Fuel cell engine, destruction of water?

I was wondering.Basicly you feed electrolyser some water, and out comes hydrogen and oxygen. The chemical process releases electrons, which can be converted to power and heat. Now, it looses some of the electrons in the process, but can this process reverse itself in nature, eq. from power of the sun, and water rematerializes as h20?Or are the hydrogen burnt and it then turns back to the water? (hydrogen combines to 2 oxygens, releases some heat) Lets say in thousand of years, when we fuel everything with hydrogen or rather 0-point energy, would this deplete our water reserves?What happens to the water fed to the system, will it rematerialize, and where comes the power to separate hydrogen. Will this just consume water without it ever comming back?

Answer:

HHO rematerializes as h20.
It's like this: Hydrogen, for the most part, isn't a source of power. It's just a means of storing and transporting power, like a battery. Nearly all of the hydrogen on Earth is already burned and in the form of water (H2O).
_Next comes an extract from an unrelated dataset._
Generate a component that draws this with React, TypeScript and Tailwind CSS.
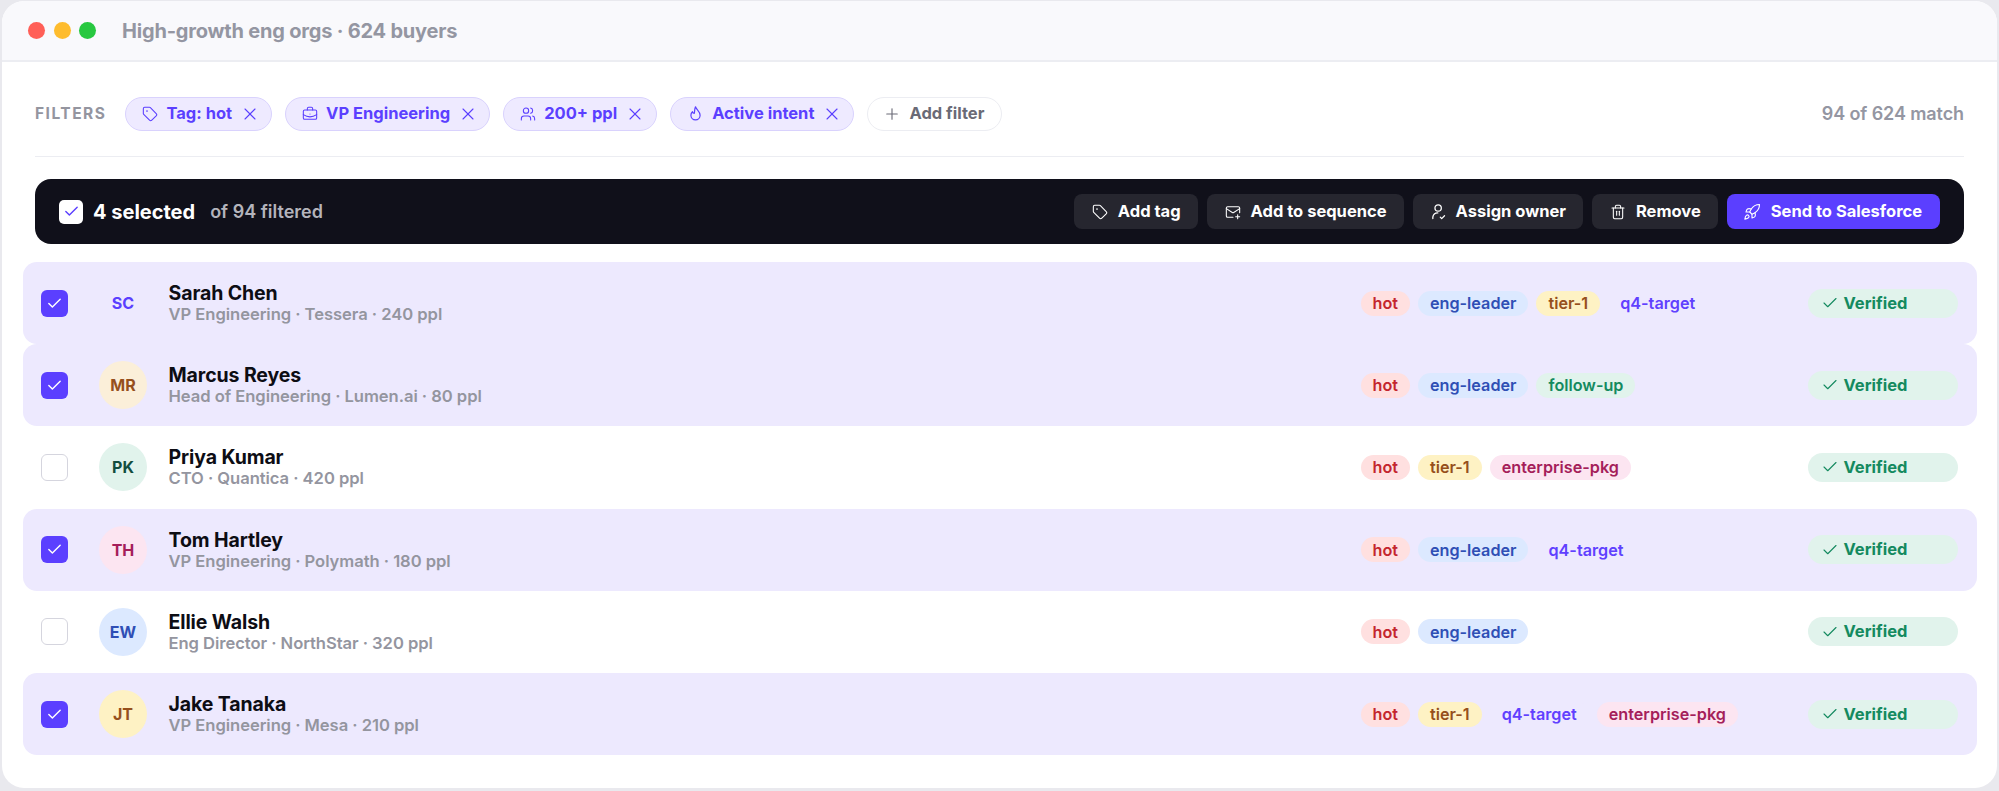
import {
  BriefcaseBusiness,
  Check,
  MailPlus,
  Plus,
  Rocket,
  Tag,
  Trash2,
  Users,
  X,
} from "lucide-react";
import type { ReactNode } from "react";

type TagName = "hot" | "eng-leader" | "tier-1" | "q4-target" | "follow-up" | "enterprise-pkg";

const tagStyles: Record<TagName, string> = {
  hot: "bg-[#ffe0e0] text-[#c4262e]",
  "eng-leader": "bg-[#dce9ff] text-[#2f4fb5]",
  "tier-1": "bg-[#fef2c4] text-[#96501c]",
  "q4-target": "bg-[#ede9fe] text-[#6040ff]",
  "follow-up": "bg-[#e1f3ec] text-[#148a5f]",
  "enterprise-pkg": "bg-[#fce5f1] text-[#a51e5a]",
};

const buyers: {
  initials: string;
  avatar: string;
  name: string;
  role: string;
  selected: boolean;
  tags: TagName[];
}[] = [
  {
    initials: "SC",
    avatar: "bg-[#ede9fe] text-[#5b3fff]",
    name: "Sarah Chen",
    role: "VP Engineering · Tessera · 240 ppl",
    selected: true,
    tags: ["hot", "eng-leader", "tier-1", "q4-target"],
  },
  {
    initials: "MR",
    avatar: "bg-[#fbefd9] text-[#96501c]",
    name: "Marcus Reyes",
    role: "Head of Engineering · Lumen.ai · 80 ppl",
    selected: true,
    tags: ["hot", "eng-leader", "follow-up"],
  },
  {
    initials: "PK",
    avatar: "bg-[#e1f3ec] text-[#134e3f]",
    name: "Priya Kumar",
    role: "CTO · Quantica · 420 ppl",
    selected: false,
    tags: ["hot", "tier-1", "enterprise-pkg"],
  },
  {
    initials: "TH",
    avatar: "bg-[#fce5f1] text-[#a51e5a]",
    name: "Tom Hartley",
    role: "VP Engineering · Polymath · 180 ppl",
    selected: true,
    tags: ["hot", "eng-leader", "q4-target"],
  },
  {
    initials: "EW",
    avatar: "bg-[#dce9ff] text-[#2f4fb5]",
    name: "Ellie Walsh",
    role: "Eng Director · NorthStar · 320 ppl",
    selected: false,
    tags: ["hot", "eng-leader"],
  },
  {
    initials: "JT",
    avatar: "bg-[#fef2c4] text-[#96501c]",
    name: "Jake Tanaka",
    role: "VP Engineering · Mesa · 210 ppl",
    selected: true,
    tags: ["hot", "tier-1", "q4-target", "enterprise-pkg"],
  },
];

function FilterPill({ icon, label }: { icon: ReactNode; label: string }) {
  return (
    <div className="flex h-[34px] items-center gap-[8px] rounded-full border-[1.5px] border-[#d9d2fd] bg-[#eeeaff] pl-[16px] pr-[11px] text-[16.5px] font-bold text-[#5b3fff]">
      {icon}
      <span>{label}</span>
      <X size={20} strokeWidth={1.3} />
    </div>
  );
}

function BarButton({ icon, label }: { icon: ReactNode; label: string }) {
  return (
    <div className="flex h-[35px] items-center gap-[10px] rounded-[8px] bg-[#26262f] pl-[18px] pr-[17px] text-[16.5px] font-bold text-white">
      {icon}
      <span>{label}</span>
    </div>
  );
}

function FlameIcon() {
  return (
    <svg width="17" height="17" viewBox="0 0 24 24" fill="none" stroke="currentColor" strokeWidth="1.7" strokeLinecap="round" strokeLinejoin="round">
      <path d="M12 2.5c1 3.8 6.5 6.5 6.5 12a6.5 6.5 0 0 1-13 0c0-2.2 1-3.9 2.2-5 .5 1.6 1.5 2.3 2.6 2.3C11 9 10.5 5.5 12 2.5z" />
    </svg>
  );
}

function AssignIcon() {
  return (
    <svg width="15" height="17" viewBox="0 0 21 24" fill="none" stroke="currentColor" strokeWidth="1.8" strokeLinecap="round" strokeLinejoin="round">
      <circle cx="10" cy="7" r="4.5" />
      <path d="M2.5 22v-2a7 7 0 0 1 7-6" />
      <path d="M13 20l2 2 4-4" />
    </svg>
  );
}

function BuyerRow({ buyer }: { buyer: (typeof buyers)[number] }) {
  return (
    <div
      className={`flex h-[82.2px] items-center rounded-[14px] pl-[18.5px] pr-[19px] ${
        buyer.selected ? "bg-[#ede9fe]" : "bg-white"
      }`}
    >
      {buyer.selected ? (
        <div className="flex h-[27px] w-[27px] items-center justify-center rounded-[6px] bg-[#5b3fff] text-white">
          <Check size={17} strokeWidth={2} />
        </div>
      ) : (
        <div className="h-[27px] w-[27px] rounded-[6px] border-[1.5px] border-[#d5d5de] bg-white" />
      )}
      <div
        className={`ml-[31px] flex h-[48px] w-[48px] items-center justify-center rounded-full text-[16px] font-bold ${buyer.avatar}`}
      >
        {buyer.initials}
      </div>
      <div className="ml-[21.5px] flex-1">
        <div className="text-[19.5px] leading-[22px] font-bold tracking-[-0.1px] text-[#0d0d14]">
          {buyer.name}
        </div>
        <div className="text-[16.6px] leading-[20px] font-semibold tracking-[-0.05px] text-[#94959f]">
          {buyer.role}
        </div>
      </div>
      <div className="flex w-[447px] gap-[8px]">
        {buyer.tags.map((tag) => (
          <span
            key={tag}
            className={`flex h-[25px] items-center rounded-full px-[12px] text-[16.2px] font-semibold ${tagStyles[tag]}`}
          >
            {tag}
          </span>
        ))}
      </div>
      <div className="flex h-[29px] w-[150px] items-center gap-[5px] rounded-full bg-[#e1f3ec] pl-[13px] text-[16.5px] font-bold text-[#148a5f]">
        <Check size={18} strokeWidth={1.5} />
        Verified
      </div>
    </div>
  );
}

export default function App() {
  return (
    <div
      className="h-[791px] w-full bg-[#e9e9ee] pb-[3px] pl-[2px] pr-[2px] pt-[1px]"
      style={{ fontFamily: "Inter, 'Liberation Sans', sans-serif" }}
    >
      <div className="h-full overflow-hidden rounded-[22px] bg-white">
        <div className="flex h-[61px] items-center border-b-2 border-[#ecedf2] bg-[#f9f9fc] pl-[26px]">
          <div className="flex gap-[8.5px]">
            <div className="h-[17px] w-[17px] rounded-full bg-[#ff5f57]" />
            <div className="h-[17px] w-[17px] rounded-full bg-[#febc2e]" />
            <div className="h-[17px] w-[17px] rounded-full bg-[#28c840]" />
          </div>
          <div className="ml-[26px] text-[20px] font-bold tracking-[-0.2px] text-[#9496a2]">
            High-growth eng orgs · 624 buyers
          </div>
        </div>

        <div className="px-[33px]">
          <div className="flex h-[95px] items-center border-b-[1.5px] border-[#ecedf2] pt-[9px]">
            <div className="mr-[19px] text-[15.5px] font-bold tracking-[1.5px] text-[#94959f]">
              FILTERS
            </div>
            <div className="flex gap-[13px]">
              <FilterPill icon={<Tag size={16} strokeWidth={1.6} />} label="Tag: hot" />
              <FilterPill icon={<BriefcaseBusiness size={16} strokeWidth={1.6} />} label="VP Engineering" />
              <FilterPill icon={<Users size={16} strokeWidth={1.6} />} label="200+ ppl" />
              <FilterPill icon={<FlameIcon />} label="Active intent" />
              <div className="flex h-[34px] items-center gap-[8px] rounded-full border-[1.5px] border-[#ecedf2] bg-white pl-[15px] pr-[17px] text-[16.5px] font-bold text-[#6a6a76]">
                <Plus size={18} strokeWidth={1.5} />
                Add filter
              </div>
            </div>
            <div className="ml-auto text-[18px] font-semibold tracking-[-0.1px] text-[#9496a2]">
              94 of 624 match
            </div>
          </div>

          <div className="mt-[22px] flex h-[65px] items-center rounded-[16px] bg-[#10101a] px-[24px]">
            <div className="flex h-[24px] w-[24px] items-center justify-center rounded-[5px] bg-white text-[#5b3fff]">
              <Check size={17} strokeWidth={2} />
            </div>
            <div className="ml-[10px] text-[20px] font-bold text-white">4 selected</div>
            <div className="ml-[15px] text-[18px] font-semibold text-[#b4b4bc]">
              of 94 filtered
            </div>
            <div className="ml-auto flex gap-[9px]">
              <BarButton icon={<Tag size={16} strokeWidth={1.6} />} label="Add tag" />
              <BarButton icon={<MailPlus size={16} strokeWidth={1.6} />} label="Add to sequence" />
              <BarButton icon={<AssignIcon />} label="Assign owner" />
              <BarButton icon={<Trash2 size={16} strokeWidth={1.6} />} label="Remove" />
              <div className="flex h-[35px] items-center gap-[10px] rounded-[8px] bg-[#5b3fff] pl-[16px] pr-[18px] text-[16.5px] font-bold text-white">
                <Rocket size={18} strokeWidth={1.5} />
                Send to Salesforce
              </div>
            </div>
          </div>
        </div>

        <div className="mx-[20.5px] mt-[18px]">
          {buyers.map((buyer) => (
            <BuyerRow key={buyer.name} buyer={buyer} />
          ))}
        </div>
      </div>
    </div>
  );
}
It takes energy to unburn water to get hydrogen and oxygen and the laws of thermodynamics say you can't get more energy, or even as much energy, out of that process as you put into it, so the energy has to come from somewhere else. Any source of energy will do -- fossil fuel, hydro, solar, etc. -- but you can't get more energy out of burning hydrogen than you used to unburn the hydrogen in the first place. When hydrogen is fed into a fuel cell, it combines with oxygen producing electricity, heat and water. Since hydrogen itself is highly volatile and flammable, nearly all of it is going to burn eventually, in or out of fuel cells, so we aren't going to run out of water.